The co-founder of TomTom says the poor quality of tech education "keeps me awake at night".

Corinne Vigreux told the annual FORTUNE Most Powerful Women International Summit in London that governments are not doing enough to teach technology early on in schools.

“I’m always a bit flabbergasted by the fact that governments don’t realise, the whole world is going digital, everywhere, and the education system is just not coping," she said.

“The fact that in most countries, you’re not really getting tech education early on in schools is what is keeping me awake at night.

“In the future the divide is not going to be between rich and poor, it will be between the digitally literate and the digitally illiterate.”

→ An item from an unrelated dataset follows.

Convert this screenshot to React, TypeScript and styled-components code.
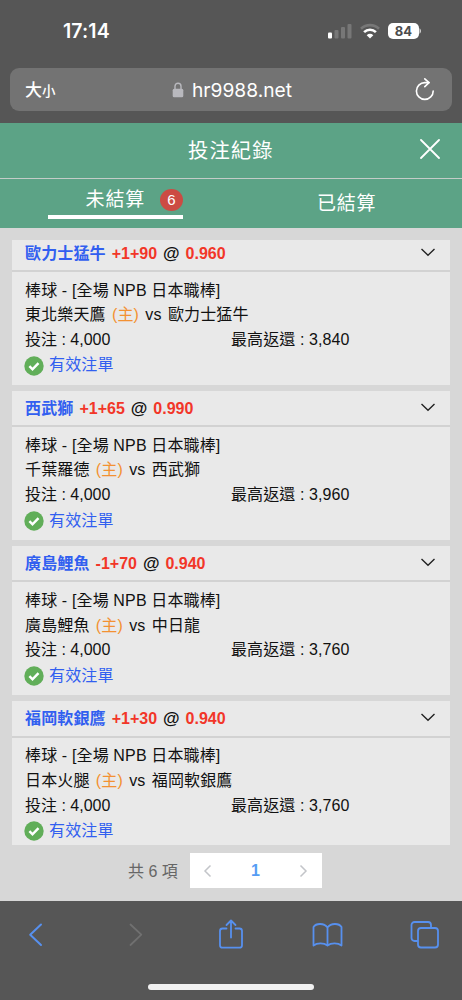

She also spoke out on the need to get more women into tech roles. "Biases are a big problem... having all the algorithms being programmed by white men is not a good idea," she said.

The navigation tech firm has opened a coding school which requires no qualifications to encourage diverse applicants.

It currently has 30 per cent women in the school and is working on attracting more women to reach a 50:50 gender split.

Meanwhile, booking platform Booking.com are funding scholarships to support and advance the prospects of women in STEM careers, and recognising women across the world who are transforming businesses, industries, communities and society using technology through their Technology Playmaker Awards.

Gillian Tans, CEO and president, expressed a commitment to ‘future-proof modern companies’ by encouraging more women into the field.

Tans said that "technology in the future will be the driver of social and economic change" and that the lack of diversity amongst those developing technology must be addressed.